Portuguese Businesses
Revenues from Portuguese businesses, which include wireline and TMN, decreased by 7.5% y.o.y in 2Q11. In the wireline segment, retail revenues increased by 0.9% y.o.y in 2Q11 underpinned by the performance of the residential segment (+6.3% y.o.y in 2Q11), which benefited from the solid and steady growth of Meo’s double-play and triple-play offers. Wireline revenues, adjusting for a contract with public administration related to the provision of broadband in schools (Euro 11 million) and for the decline in the directories business (Euro 5 million), declined by 1.1% y.o.y in the quarter impacted primarily by lower wholesale revenues (Euro 7 million), which reflected the Euro 2 million reduction in ULL and DSL wholesale revenues. Revenue performance at TMN was impacted by: (1) lower customer revenues (Euro 23 million), as a result of the economic conditions, including the 3pp y.o.y increase in VAT and increased popularity of tribal plans, namely those without a monthly fee and only with mandatory topup obligations; (2) lower interconnection revenues (Euro 11 million), mainly due to lower MTRs, and (3) lower equipment sales (Euro 2 million). TMN revenues in the quarter registered a marked improvement: -10.7% y.o.y in 2Q11, which compares to -12.4% in 1Q11. In 1H11, non-voice revenues in Portugal represented 46.0% of services revenues, having grown 4.0pp y.o.y. This positive evolution of PT’s revenue mix is making performance more resilient and predictable and was achieved on the back of increased penetration of data and video services accross all segments, following the significant investments in the fibre rollout and leading-edge technology.

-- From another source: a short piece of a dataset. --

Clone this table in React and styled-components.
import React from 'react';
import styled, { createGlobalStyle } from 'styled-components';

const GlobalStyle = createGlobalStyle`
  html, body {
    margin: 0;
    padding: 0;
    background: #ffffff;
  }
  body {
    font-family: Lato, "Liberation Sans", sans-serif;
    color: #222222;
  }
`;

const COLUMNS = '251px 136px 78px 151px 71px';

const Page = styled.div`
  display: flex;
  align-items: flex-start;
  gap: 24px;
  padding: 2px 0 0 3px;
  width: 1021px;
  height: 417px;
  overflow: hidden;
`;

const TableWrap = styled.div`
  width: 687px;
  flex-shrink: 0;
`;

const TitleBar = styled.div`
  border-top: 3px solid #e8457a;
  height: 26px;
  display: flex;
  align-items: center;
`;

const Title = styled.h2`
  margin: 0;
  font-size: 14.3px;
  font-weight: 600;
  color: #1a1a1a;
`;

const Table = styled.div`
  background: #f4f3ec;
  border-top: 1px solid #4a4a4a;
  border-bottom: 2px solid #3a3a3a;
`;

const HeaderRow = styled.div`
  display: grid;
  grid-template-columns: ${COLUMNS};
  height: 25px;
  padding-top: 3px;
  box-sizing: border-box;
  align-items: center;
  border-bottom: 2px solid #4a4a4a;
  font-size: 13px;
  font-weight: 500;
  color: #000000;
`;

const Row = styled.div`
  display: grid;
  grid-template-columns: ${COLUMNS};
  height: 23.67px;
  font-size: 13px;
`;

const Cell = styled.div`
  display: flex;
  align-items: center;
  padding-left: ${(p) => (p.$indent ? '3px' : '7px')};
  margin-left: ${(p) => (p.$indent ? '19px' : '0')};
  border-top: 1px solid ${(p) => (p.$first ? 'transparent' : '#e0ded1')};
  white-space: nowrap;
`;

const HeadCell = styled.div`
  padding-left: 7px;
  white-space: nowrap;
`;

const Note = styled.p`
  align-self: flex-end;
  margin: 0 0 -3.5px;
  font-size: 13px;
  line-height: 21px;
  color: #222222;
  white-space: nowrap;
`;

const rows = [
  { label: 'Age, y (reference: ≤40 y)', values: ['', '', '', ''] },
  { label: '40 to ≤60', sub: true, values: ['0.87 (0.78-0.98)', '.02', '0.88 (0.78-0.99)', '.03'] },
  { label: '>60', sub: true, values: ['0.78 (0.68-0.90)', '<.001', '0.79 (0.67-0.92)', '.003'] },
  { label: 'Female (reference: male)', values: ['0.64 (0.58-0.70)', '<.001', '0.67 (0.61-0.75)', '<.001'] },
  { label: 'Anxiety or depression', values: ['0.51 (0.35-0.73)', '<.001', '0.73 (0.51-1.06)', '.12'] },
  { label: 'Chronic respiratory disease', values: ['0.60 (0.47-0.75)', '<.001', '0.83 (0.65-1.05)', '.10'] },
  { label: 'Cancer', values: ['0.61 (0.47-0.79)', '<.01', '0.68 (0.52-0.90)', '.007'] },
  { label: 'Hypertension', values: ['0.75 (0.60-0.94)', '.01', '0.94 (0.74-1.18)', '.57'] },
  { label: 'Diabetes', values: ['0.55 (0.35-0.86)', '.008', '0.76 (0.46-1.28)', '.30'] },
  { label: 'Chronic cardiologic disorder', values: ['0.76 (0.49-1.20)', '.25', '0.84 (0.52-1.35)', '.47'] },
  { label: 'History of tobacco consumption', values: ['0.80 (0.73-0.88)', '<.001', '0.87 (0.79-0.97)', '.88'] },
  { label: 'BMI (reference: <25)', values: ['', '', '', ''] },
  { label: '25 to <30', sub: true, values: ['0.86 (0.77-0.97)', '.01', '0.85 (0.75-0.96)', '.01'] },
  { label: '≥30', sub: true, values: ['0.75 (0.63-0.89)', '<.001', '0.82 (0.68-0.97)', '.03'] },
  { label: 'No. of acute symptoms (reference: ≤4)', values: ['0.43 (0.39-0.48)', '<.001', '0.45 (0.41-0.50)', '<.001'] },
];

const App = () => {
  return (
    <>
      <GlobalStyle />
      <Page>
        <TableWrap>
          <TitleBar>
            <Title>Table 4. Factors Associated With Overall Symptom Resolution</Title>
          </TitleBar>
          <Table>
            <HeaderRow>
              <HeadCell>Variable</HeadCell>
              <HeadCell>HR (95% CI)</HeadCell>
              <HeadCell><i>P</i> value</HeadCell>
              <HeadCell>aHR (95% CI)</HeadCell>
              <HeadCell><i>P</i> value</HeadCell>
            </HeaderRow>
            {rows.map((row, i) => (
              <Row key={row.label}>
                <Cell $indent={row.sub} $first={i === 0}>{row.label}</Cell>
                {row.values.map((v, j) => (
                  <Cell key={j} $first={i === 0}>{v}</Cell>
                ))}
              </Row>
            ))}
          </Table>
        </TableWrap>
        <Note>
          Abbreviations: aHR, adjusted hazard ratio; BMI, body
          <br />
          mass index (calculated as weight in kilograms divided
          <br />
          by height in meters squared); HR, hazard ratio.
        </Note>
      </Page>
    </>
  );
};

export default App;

In 2Q11, EBITDA from Portuguese businesses declined by 4.3% y.o.y to Euro 332 million. EBITDA margin increased by 1.5pp y.o.y to 45.0%. Operating costs excluding PRBs and D&A in Portugal declined by 9.9% y.o.y reflecting: (1) pay-TV reaching critical mass, which leads to lower programming costs per customer in the wireline segment; (2) fibre rollout, which has a superior quality of service leading to lower customer support and network maintenance costs; (3) the implementation of transformation initiatives, namely in customer care and field force, benefiting from fixed-mobile integration, and (4) additional measures undertaken in anticipation of weaker macro fundamentals, reflecting PT’s strong cost focus. In 2Q11, EBITDA in the wireline business increased by 1.1% y.o.y, the best performance in the last nineteen quarters, benefiting from the pay-TV customer base having reached critical mass and thus confirming the success of Meo as the key driver of the turnaround in the wireline business. This solid EBITDA performance in the wireline business was achieved against a backdrop of lower contribution to revenues and EBITDA derived from the directories business, which declined by Euro 5 million and by Euro 1 million, respectively. EBITDA at TMN declined by 10.7% y.o.y. EBITDA margin was flat y.o.y at 46.9%.